Fentanyl, the powerful painkiller more than 50 times stronger than heroin, has become so prevalent that the Drug Enforcement Administration is warning police and first-responders not to touch or field-test drugs they suspect contain it.
Calling fentanyl an "unprecedented threat," the DEA released a video to all law enforcement agencies nationwide about the dangers of improperly handling the drug and its deadly consequences -- especially to drug-sniffing police dogs.
"Fentanyl is being sold as heroin in virtually every corner of our country," said acting Deputy Administrator Jack Riley. "A very small amount ingested, or absorbed through your skin, can kill you."
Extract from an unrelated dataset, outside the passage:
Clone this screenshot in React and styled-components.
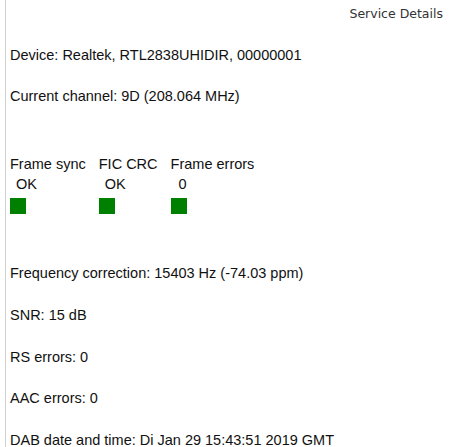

Riley urged police to skip testing on the scene.
"Don't field test it in your car, or on the street, or take it back to the office," Riley said in the video. "Transport it directly to a laboratory, where it can be safely handled and tested."
Boynton Beach Police Chief Jeffrey Katz said the DEA warning was "quite scary, but not something we've been blind to."
"Anytime you have a substance that's cooked up in people's garages and labs, you never know what's in it," Katz said. "Every recipe is different."
There seems to be no lull in efforts to invent increasingly more potent -- and lethal -- drugs, Katz said. That means more overdoses and higher risks for police, too. In one recent overdose, the drugs were so powerful that it took ten times the normal dose of naloxone, also known as Narcan, to revive the addict, Katz said.